While there’s a familiarity to this story, it spans several decades from 1906 to 1947, so we see young Celie (Phylicia Pearl Mpas), her sister Nettie (Halle Bailey), and blues superstar Shug Avery (Taraji P. Henson) visibly age throughout the movie. “With this film taking place in a time period, one of the things that really stood out to me, in regards to the many conversations that I had with Blitz [Bazawule], our director, was that he wanted our skin — our dark skin — to reflect how it really looks and how we really age,” makeup department head Carol Rasheed tells Allure. “So often, when Black skin specifically is aged [in film], it seems to be over-aged.” Rasheed says she and Bazawule created mood boards to detail the exact aging process and discussed the makeup looks in great detail.
Celie’s Literal Glow-Up
At the beginning of the movie, Celie has no voice — she is unable to advocate for herself, and the only real love she ever experienced was from her late mother and eventually estranged sister.
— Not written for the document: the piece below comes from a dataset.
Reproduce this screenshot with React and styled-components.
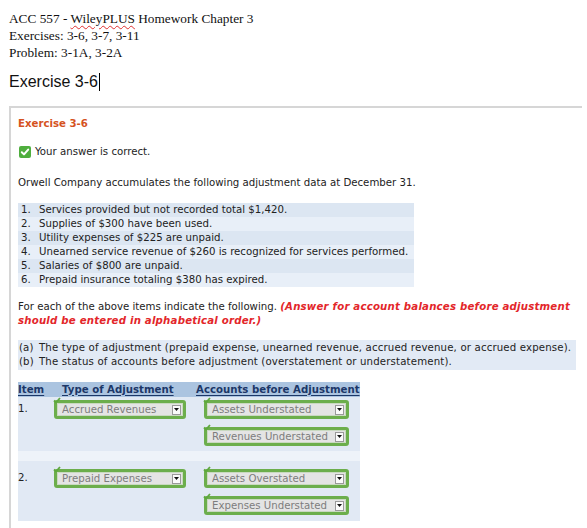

This was reflected with her skin. “You will notice that her skin is the dullest [at the start of the film],” Rasheed says. “I did more corrective makeup in the beginning, taking out the natural glow that she had. I dulled out her skin, took the pink out of her lips that she naturally had to make her lips look like somebody that would not dare put on lipstick. That was the first phase.”
Once Celie is introduced to Shug, things begin to change with her look. Rasheed allowed her skin to glow, the natural shade of her lips wasn’t concealed, clear mascara was used to open her eyes — she looks visibly happier. In her fantasies, she’s wearing red lipstick — an act of confidence in itself. Celie could only dream of wearing lipstick and eventually does so with Shug’s help.